I didn’t think I’d be writing another post on my mental health this year, but here we are! The reason I felt the need to write again was because of an unexpected blip, perhaps a small slippery patch of mud on the side of the hill I described in part 2, but as I was climbing up, I lost my footing and thought I was about to tumble down.
Luckily I managed to regain my grip, and we are steadily climbing again.
Before we start, if you haven’t caught up on where we are so far, you can check out my previous posts here:
Unexpected Events Occur
On what seemed to be a normal Tuesday evening in mid-August, a family member suddenly became extremely vulnerable medically. When this has happened in the past, especially after so many years of dealing with my nan and granddad’s health conditions, I usually switch into a focussed mode immediately and start working on solving the issue. This time I was absolutely powerless.

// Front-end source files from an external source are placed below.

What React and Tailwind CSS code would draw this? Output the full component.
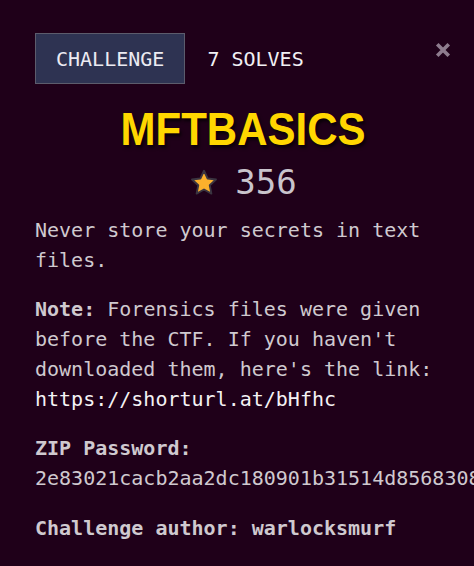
const mono = { fontFamily: '"DejaVu Sans Mono", "Liberation Mono", monospace' };

function Star() {
  return (
    <svg width="30" height="30" viewBox="0 0 24 24" aria-hidden="true">
      <path
        d="M12 2.2l2.9 6.2 6.7.8-5 4.6 1.3 6.7L12 17.2l-5.9 3.3 1.3-6.7-5-4.6 6.7-.8z"
        fill="#fbb02c"
        stroke="#3a3440"
        strokeWidth="1.5"
        strokeLinejoin="round"
      />
    </svg>
  );
}

export default function App() {
  return (
    <div
      className="relative min-h-screen w-full overflow-hidden bg-[#1f0019] pl-[35px] pr-[23px] pt-[33px] text-[20px] leading-[30px] text-[#cfc9cf]"
      style={mono}
    >
      {/* header */}
      <div className="flex items-center">
        <div className="flex h-[51px] items-center border border-[#5c5c6c] bg-[#2e3352] px-[20px] text-[#ecebf2]">
          CHALLENGE
        </div>
        <span className="ml-[22px] text-[#f2f0f4]">7 SOLVES</span>
      </div>
      <button className="absolute right-[23px] top-[42px] text-[#8e7c8e]">
        <svg width="16" height="16" viewBox="0 0 16 16" aria-hidden="true">
          <path d="M3.5 3.5l9 9M12.5 3.5l-9 9" stroke="currentColor" strokeWidth="3.6" strokeLinecap="square" />
        </svg>
      </button>

      {/* title + points */}
      <h1
        className="mt-[18px] text-center text-[42px] font-bold leading-[55px] text-[#ffd700] [text-shadow:2px_2px_3px_rgba(0,0,0,0.7)]"
        style={{ fontFamily: '"Liberation Sans", Arial, sans-serif' }}
      >
        <span className="inline-block origin-center scale-y-[1.1]">MFTBASICS</span>
      </h1>
      <div className="mt-[5px] flex items-center justify-center gap-[16px]">
        <Star />
        <span className="text-[34px] leading-[41px] text-[#c9c4cc]">356</span>
      </div>

      {/* description */}
      <div className="mt-[12px]">
        <p>Never store your secrets in text files.</p>
        <p className="mt-[19px]">
          <strong className="font-bold">Note:</strong> Forensics files were given before the CTF. If you haven't
          downloaded them, here's the link: <span className="text-[#f4f2f4]">https://shorturl.at/bHfhc</span>
        </p>
        <p className="mt-[19px]">
          <strong className="font-bold">ZIP Password:</strong>
          <br />
          <span className="whitespace-nowrap">2e83021cacb2aa2dc180901b31514d856830876a</span>
        </p>
        <p className="mt-[20px] font-bold">Challenge author: warlocksmurf</p>
      </div>
    </div>
  );
}
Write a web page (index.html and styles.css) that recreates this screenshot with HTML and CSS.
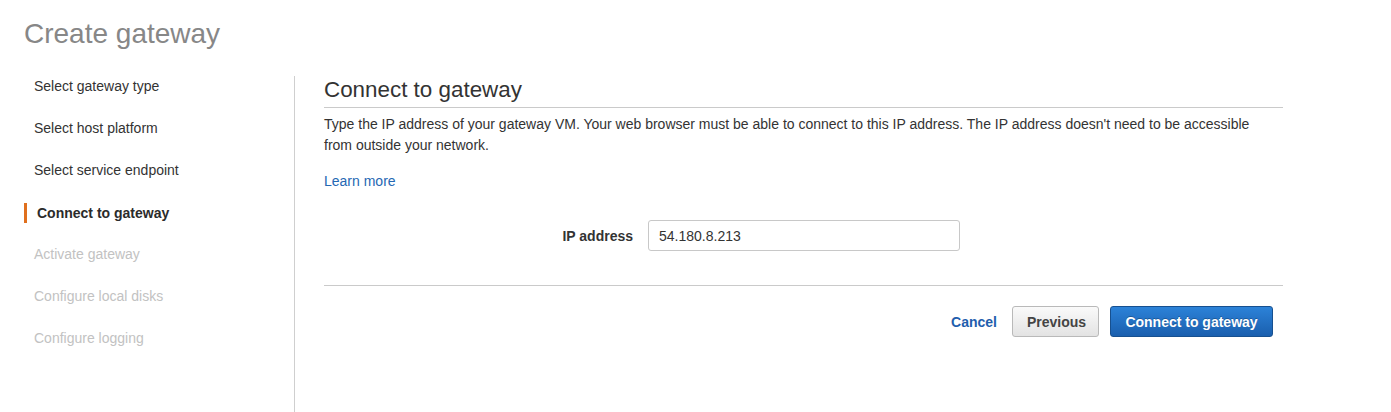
FILE: index.html
```html
<!DOCTYPE html>
<html lang="en">
<head>
<meta charset="utf-8">
<title>Create gateway</title>
<link rel="stylesheet" href="styles.css">
</head>
<body>
<div class="page">
  <h1 class="page-title">Create gateway</h1>
  <div class="wizard">
    <nav class="steps">
      <div class="step">Select gateway type</div>
      <div class="step">Select host platform</div>
      <div class="step">Select service endpoint</div>
      <div class="step step-active">Connect to gateway</div>
      <div class="step step-disabled">Activate gateway</div>
      <div class="step step-disabled">Configure local disks</div>
      <div class="step step-disabled">Configure logging</div>
    </nav>
    <main class="content">
      <h2 class="section-title">Connect to gateway</h2>
      <p class="desc">Type the IP address of your gateway VM. Your web browser must be able to connect to this IP address. The IP address doesn't need to be accessible from outside your network.</p>
      <a class="learn" href="#">Learn more</a>
      <div class="form-row">
        <label class="form-label" for="ip">IP address</label>
        <input class="form-input" id="ip" type="text" value="54.180.8.213">
      </div>
      <div class="actions">
        <a class="cancel" href="#">Cancel</a>
        <button class="btn btn-secondary" type="button">Previous</button>
        <button class="btn btn-primary" type="button">Connect to gateway</button>
      </div>
    </main>
  </div>
</div>
</body>
</html>
```
FILE: styles.css
```css
* { box-sizing: border-box; }
html, body {
  margin: 0;
  padding: 0;
  background: #fff;
}
body {
  font-family: "Liberation Sans", Arial, Helvetica, sans-serif;
  font-size: 14px;
  color: #333;
  height: 412px;
  overflow: hidden;
}
.page {
  display: flex;
  flex-direction: column;
  height: 412px;
}
.page-title {
  margin: 0;
  padding: 20px 0 0 24px;
  font-size: 28px;
  line-height: 28px;
  font-weight: normal;
  color: #878787;
  height: 76px;
}
.wizard {
  display: flex;
  flex: 1;
}
.steps {
  width: 295px;
  border-right: 1px solid #cfcfcf;
  padding-left: 24px;
  display: flex;
  flex-direction: column;
  gap: 22px;
}
.step {
  line-height: 20px;
  height: 20px;
  padding-left: 10px;
  color: #333;
  white-space: nowrap;
}
.step-active {
  border-left: 3px solid #e0701e;
  font-weight: bold;
  color: #2b2b2b;
  margin-top: 1px;
  margin-bottom: -1px;
}
.step-disabled {
  color: #c2c2c2;
}
.content {
  width: 988px;
  padding-left: 29px;
  padding-top: 1px;
  display: flex;
  flex-direction: column;
  align-items: stretch;
}
.section-title {
  margin: 0;
  font-size: 22.4px;
  line-height: 26px;
  font-weight: normal;
  color: #333;
  padding-bottom: 4px;
  border-bottom: 1px solid #cacaca;
}
.desc {
  margin: 6px 0 0 0;
  padding-right: 24px;
  line-height: 21px;
  color: #333;
}
.learn {
  margin-top: 15px;
  align-self: flex-start;
  line-height: 21px;
  color: #2568b3;
  text-decoration: none;
}
.form-row {
  margin-top: 28px;
  display: flex;
  align-items: center;
  gap: 15px;
  padding-bottom: 34px;
  border-bottom: 1px solid #cacaca;
}
.form-label {
  width: 309px;
  text-align: right;
  font-weight: bold;
  color: #333;
  line-height: 20px;
}
.form-input {
  width: 312px;
  height: 31px;
  border: 1px solid #c8c8c8;
  border-radius: 3px;
  padding: 0 10px;
  font-family: inherit;
  font-size: 14px;
  color: #333;
  outline: none;
}
.actions {
  margin-top: 20px;
  display: flex;
  justify-content: flex-end;
  align-items: center;
  padding-right: 10px;
}
.cancel {
  font-weight: bold;
  color: #1f5ead;
  text-decoration: none;
  margin-right: 15px;
}
.btn {
  height: 31px;
  border-radius: 3px;
  font-family: inherit;
  font-size: 14px;
  font-weight: bold;
  padding: 0 14px;
  cursor: pointer;
}
.btn-secondary {
  width: 87px;
  color: #444;
  background: linear-gradient(#fafafa, #e3e3e3);
  border: 1px solid #b9b9b9;
  margin-right: 11px;
}
.btn-primary {
  width: 163px;
  color: #fff;
  background: linear-gradient(#2c82d8, #1a5fae);
  border: 1px solid #17508f;
  text-shadow: 0 -1px 0 rgba(0, 0, 0, 0.25);
}
```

I couldn’t help, nor could I physically see the person and support them due to the distance required to travel and COVID-19 restrictions. I didn’t know what to do and neither did Stacey. The normal plan is for Stacey to worry and for me to drive, and then I carry out logistics whilst she sits with the person to keep them company. This shouldn’t have been both of us sitting there worrying with no action being carried out whatsoever! It didn’t feel right, and it still doesn’t.
For various reasons I will say no more on this situation, but this is what caused me to start feeling rubbish mentally again.
I purposely used the word ‘rubbish’ in the previous sentence – I didn’t anywhere near as I did previously, but I had finally recognised the signs of how my own mental health can deteriorate, and that in itself was an extremely interesting journey.
As a result I decided to take up the therapy service from work again in which I had previously used the one-off service, but I felt it would be better to take the six sessions this time which required a consultation prior to having any. I seem to have fixed my surface-level issues through new activities such as writing this blog and cycling, but there’s something else niggling away in the back of my mind which I can’t quite grasp. Whilst someone who is depressed doesn’t necessarily fit a particular profile, I noticed I have started describing my days as ‘good’ and ‘bad’ days. A classic sign.
Anyway, this consultation took place on the 24th and I realised that I have two major problems as a result of talking to the therapist:
- I have so many ‘Why?’ questions that I simply cannot answer, and some have already come up in this blog! I’m not sure if I’ll ever get to the bottom of this, but at least being able to manage the expectations of what I can answer will help me moving forward.
- My anxiety kicks in and overtakes everything I do if I can’t find a path forward. I don’t necessarily feel a need to be in control, but if there’s a challenge ahead, I like to be able to see a few stepping stones ahead to identify progress. This runs through my veins at home and at work, particularly as my role is based on software delivery where everything will always fall back to logical statements that are binary, or, ‘the science’ as we all like to call it since COVID-19 hit.
Admittedly there’s no real beginning, middle, and end to this post, but I just thought it was worth sharing with you that a mental health journey isn’t an ‘A to B’.
You’ll get diverted along the way, hit every single red traffic light along the way, and sometimes you might even feel like you’ve driven for miles only to find yourself at the same junction again and again on the same journey.
So many people are suffering with their mental health right now. Remember, it’s ok to not feel ecstatic every day, and it’s about learning from the whole journey, not just the good times.
To conclude this mental health series, I leave you with this ~11 minute video by CPG Grey – “Lockdown Productivity: Spaceship You”. It is worth a watch, and so are his other videos!
In our house we’ve tried to reflect some of the elements explained in this video:
- We swapped our dining rooms and living rooms around. We spend more time at the laptops than we do entertaining ourselves, and with our ‘normal’ layout work and play were starting to blend. Now, our dining room is no longer a ‘through’ room between the living room and kitchen, so our work activity and visibility of our laptops stay firmly away from us during the evenings and weekends.
- We try to avoid early nights which actually mean watching the TV or playing games on our phones in bed, and only go upstairs for bed. This means our relaxation activities stay within one confined area of the house, and we seem to be able to sleep better.